Bernard Drainville, 53, was closely allied to former PQ leader Pierre Karl Peladeau and said the latter's abrupt departure from politics in May was a major reason for his own decision.

"Him quitting really hit me, it kind of slayed me," Drainville told reporters in his Montreal-area riding.

bernard drainville
Parti Quebecois MNA Bernard Drainville speaks at a news conference Friday, April 1, 2016 at the legislature in Quebec City. (Photo: Jacques Boissinot/CP)

"We formed a tandem, we were a team. I understood our direction and the role I was to play. I totally adhered to his vision and his departure was, kind of, a signal for me to leave."

As Opposition house leader, Drainville was often at Peladeau's side during news conferences and helped to deliver and craft party narrative.

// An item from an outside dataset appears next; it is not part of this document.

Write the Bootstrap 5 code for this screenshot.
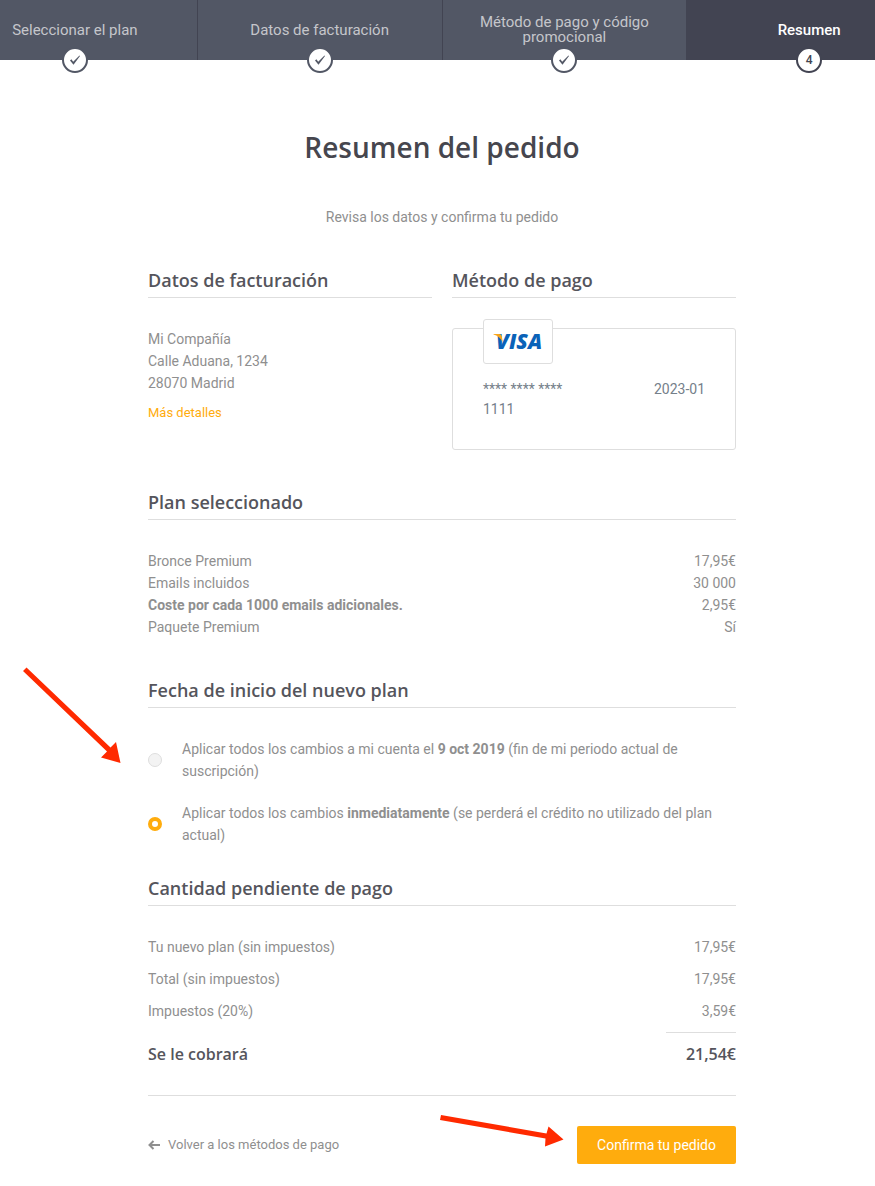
<!DOCTYPE html>
<html lang="es">
<head>
<meta charset="utf-8">
<meta name="viewport" content="width=device-width, initial-scale=1">
<title>Resumen del pedido</title>
<link href="https://cdn.jsdelivr.net/npm/bootstrap@5.3.0/dist/css/bootstrap.min.css" rel="stylesheet">
<style>
  :root { --ink: #55555c; --soft: #8f8f8f; --line: #dedede; --amber: #ffac0d; --slate: #525765; --night: #424452; }
  body { font-family: Roboto, sans-serif; font-size: 14px; line-height: 22px; color: var(--soft); background: #fff; }
  a { color: inherit; text-decoration: none; }
  h1, h2 { font-family: "Open Sans", sans-serif; font-weight: 600; }
  h1 { font-size: 28px; line-height: 36px; color: #46464e; }
  h2 { font-size: 18px; line-height: 24px; color: var(--ink); padding-bottom: 5px; border-bottom: 1px solid var(--line); }
  strong { font-weight: 700; }

  /* the step bar runs past both sides of the window */
  .steps { height: 60px; margin: 0 -56px 0 -47px; background: var(--slate); }
  .step { flex: 1 1 0; font-size: 15px; line-height: 15px; color: #c5c6cb; border-left: 1px solid var(--night); }
  .step:first-child { border-left: 0; }
  .step.active { background: var(--night); color: #fff; font-weight: 500; }
  .step-dot { width: 26px; height: 26px; border: 2px solid var(--slate); border-radius: 50%; background: #fff; color: var(--slate); top: 47px; font-size: 12px; }
  .step.active .step-dot { border-color: var(--night); color: var(--night); }

  .sheet { margin: 0 -57px 0 -48px; }
  .order { max-width: 588px; padding: 69px 0 22px; }
  .intro { margin-top: 41px; }
  .columns { column-gap: 20px; margin-top: 40px; }
  .columns > section { flex: 1 1 0; }
  .block-gap { margin-top: 40px; }
  .block-body { padding-top: 30px; }
  .more { font-size: 13px; color: var(--amber); margin-top: 8px; }
  .pay-card { margin-top: 30px; min-height: 122px; padding: 50px 30px 0; border: 1px solid var(--line); border-radius: 3px; line-height: 20px; color: #75808a; }
  .pay-brand { top: -10px; left: 30px; width: 70px; height: 45px; border: 1px solid var(--line); border-radius: 3px; background: #fff; }
  .pay-number { width: 100px; }

  .choices { padding-bottom: 10px; }
  .choice { column-gap: 20px; margin-bottom: 20px; }
  .form-check-input.choice-dot { flex: none; width: 14px; height: 14px; margin: 0; background: #f3f3f3; border: 1px solid #dedede; box-shadow: none; }
  .form-check-input.choice-dot:checked { background: #fff; border: 4px solid var(--amber); }
  .totals { row-gap: 10px; }
  .due { font: 600 16px/24px "Open Sans", sans-serif; color: var(--ink); margin-top: 9px; }
  .due-rule { width: 70px; height: 1px; background: var(--line); margin-top: 10px; }
  .actions { margin-top: 29px; padding-top: 30px; border-top: 1px solid var(--line); }
  .back-link { font-size: 13px; }
  .btn.confirm { background: var(--amber); color: #fff; border: 0; border-radius: 2px; font-size: 14px; line-height: 22px; padding: 8px 20px; }

  .pointer-a { left: -126px; top: -42px; }
  .pointer-b { left: 290px; top: 16px; }
</style>
</head>
<body>
<div class="overflow-hidden">
<header class="steps d-flex">
  <div class="step position-relative d-flex align-items-center justify-content-center text-center px-4">
    <span>Seleccionar el plan</span>
    <span class="step-dot position-absolute start-50 translate-middle-x d-flex align-items-center justify-content-center"><svg width="12" height="12" viewBox="0 0 12 12" aria-hidden="true"><path d="M1 6.6 2.4 5.3 4.2 7.8 10.5 1.6 11 2.1 4.5 10.8Z" fill="currentColor"/></svg></span>
  </div>
  <div class="step position-relative d-flex align-items-center justify-content-center text-center px-4">
    <span>Datos de facturación</span>
    <span class="step-dot position-absolute start-50 translate-middle-x d-flex align-items-center justify-content-center"><svg width="12" height="12" viewBox="0 0 12 12" aria-hidden="true"><path d="M1 6.6 2.4 5.3 4.2 7.8 10.5 1.6 11 2.1 4.5 10.8Z" fill="currentColor"/></svg></span>
  </div>
  <div class="step position-relative d-flex align-items-center justify-content-center text-center px-4">
    <span>Método de pago y código promocional</span>
    <span class="step-dot position-absolute start-50 translate-middle-x d-flex align-items-center justify-content-center"><svg width="12" height="12" viewBox="0 0 12 12" aria-hidden="true"><path d="M1 6.6 2.4 5.3 4.2 7.8 10.5 1.6 11 2.1 4.5 10.8Z" fill="currentColor"/></svg></span>
  </div>
  <div class="step active position-relative d-flex align-items-center justify-content-center text-center px-4" aria-current="step">
    <span>Resumen</span>
    <span class="step-dot position-absolute start-50 translate-middle-x d-flex align-items-center justify-content-center">4</span>
  </div>
</header>

<div class="sheet">
<main class="order mx-auto">
  <h1 class="text-center mb-0">Resumen del pedido</h1>
  <p class="intro text-center mb-0">Revisa los datos y confirma tu pedido</p>

  <div class="columns d-flex">
    <section>
      <h2 class="mb-0">Datos de facturación</h2>
      <div class="block-body">
        <div>Mi Compañía</div>
        <div>Calle Aduana, 1234</div>
        <div>28070 Madrid</div>
        <a href="#" class="more d-inline-block">Más detalles</a>
      </div>
    </section>
    <section>
      <h2 class="mb-0">Método de pago</h2>
      <div class="pay-card position-relative d-flex justify-content-between">
        <div class="pay-brand position-absolute d-flex align-items-center justify-content-center">
          <svg width="60" height="32" viewBox="0 0 60 32" role="img" aria-label="VISA">
            <text x="8" y="23" font-family="Open Sans, sans-serif" font-size="21" font-weight="800" font-style="italic" fill="#0a62b8">VISA</text>
            <path d="M5.500 8H11q2.300 0 2.700 2l1 6Q11.500 10 5.500 8.500Z" fill="#f9a51a"/>
          </svg>
        </div>
        <span class="pay-number">**** **** **** 1111</span>
        <span>2023-01</span>
      </div>
    </section>
  </div>

  <section class="block-gap">
    <h2 class="mb-0">Plan seleccionado</h2>
    <div class="block-body">
      <div class="d-flex justify-content-between"><span>Bronce Premium</span><span>17,95€</span></div>
      <div class="d-flex justify-content-between"><span>Emails incluidos</span><span>30 000</span></div>
      <div class="d-flex justify-content-between"><strong>Coste por cada 1000 emails adicionales.</strong><span>2,95€</span></div>
      <div class="d-flex justify-content-between"><span>Paquete Premium</span><span>Sí</span></div>
    </div>
  </section>

  <section class="block-gap">
    <h2 class="mb-0">Fecha de inicio del nuevo plan</h2>
    <div class="block-body choices position-relative">
      <div class="choice d-flex align-items-center">
        <input class="form-check-input choice-dot" type="radio" name="start" id="start-later">
        <label for="start-later">Aplicar todos los cambios a mi cuenta el <strong>9 oct 2019</strong> (fin de mi periodo actual de suscripción)</label>
      </div>
      <div class="choice d-flex align-items-center">
        <input class="form-check-input choice-dot" type="radio" name="start" id="start-now" checked>
        <label for="start-now">Aplicar todos los cambios <strong>inmediatamente</strong> (se perderá el crédito no utilizado del plan actual)</label>
      </div>
      <svg class="pointer-a position-absolute" width="100" height="100" viewBox="0 0 100 100" aria-hidden="true"><path d="M4.500 1.500 88.500 81.500 94 76 98.500 97 79 91.500 85 85.500 1 5Z" fill="#ff2a00"/></svg>
    </div>
  </section>

  <section>
    <h2 class="mb-0">Cantidad pendiente de pago</h2>
    <div class="block-body totals d-flex flex-column">
      <div class="d-flex justify-content-between"><span>Tu nuevo plan (sin impuestos)</span><span>17,95€</span></div>
      <div class="d-flex justify-content-between"><span>Total (sin impuestos)</span><span>17,95€</span></div>
      <div class="d-flex justify-content-between"><span>Impuestos (20%)</span><span>3,59€</span></div>
    </div>
    <div class="due-rule ms-auto"></div>
    <div class="due d-flex justify-content-between"><span>Se le cobrará</span><span>21,54€</span></div>
  </section>

  <div class="actions position-relative d-flex align-items-center justify-content-between">
    <a href="#" class="back-link d-flex align-items-center gap-2"><svg width="12" height="10" viewBox="0 0 12 10" fill="none" stroke="currentColor" stroke-width="2" aria-hidden="true"><path d="M12 5H2M5.500 1 1.500 5l4 4"/></svg>Volver a los métodos de pago</a>
    <button type="button" class="btn confirm">Confirma tu pedido</button>
    <svg class="pointer-b position-absolute" width="130" height="40" viewBox="0 0 130 40" aria-hidden="true"><path d="M3 3 108.500 21.500 110.500 14.500 125.500 27.500 107 34.500 107.500 26.500 2 8Z" fill="#ff2a00"/></svg>
  </div>
</main>
</div>
</div>
<script src="https://cdn.jsdelivr.net/npm/bootstrap@5.3.0/dist/js/bootstrap.bundle.min.js"></script>
</body>
</html>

Drainville has been a member of the national assembly since 2007 and is best known for introducing the doomed secular values charter in 2013 as a minister in Pauline Marois' minority government, which fell after the 2014 election to the Liberals.

Ran for PQ leadership

The values charter would have prohibited state employees such as teachers, doctors and bureaucrats from wearing conspicuous religious symbols at work.

"There is a new consciousness" on the idea that "the state and religion should be clearly separated and the best way to protect our diversity is to have a neutral state," Drainville said Tuesday.

Drainville ran for the PQ leadership in 2015 but dropped out to support Peladeau.

Returning to 'old love'

A former Radio-Canada journalist, he says he is returning to his "old love."

Drainville will co-host a noon-hour radio show on Quebec City station FM93 with Eric Duhaime, a popular, right-leaning pundit who regularly criticizes the idea of Quebec sovereignty and the large and powerful civil service.

"I think it's going to lead to some interesting exchanges," he said.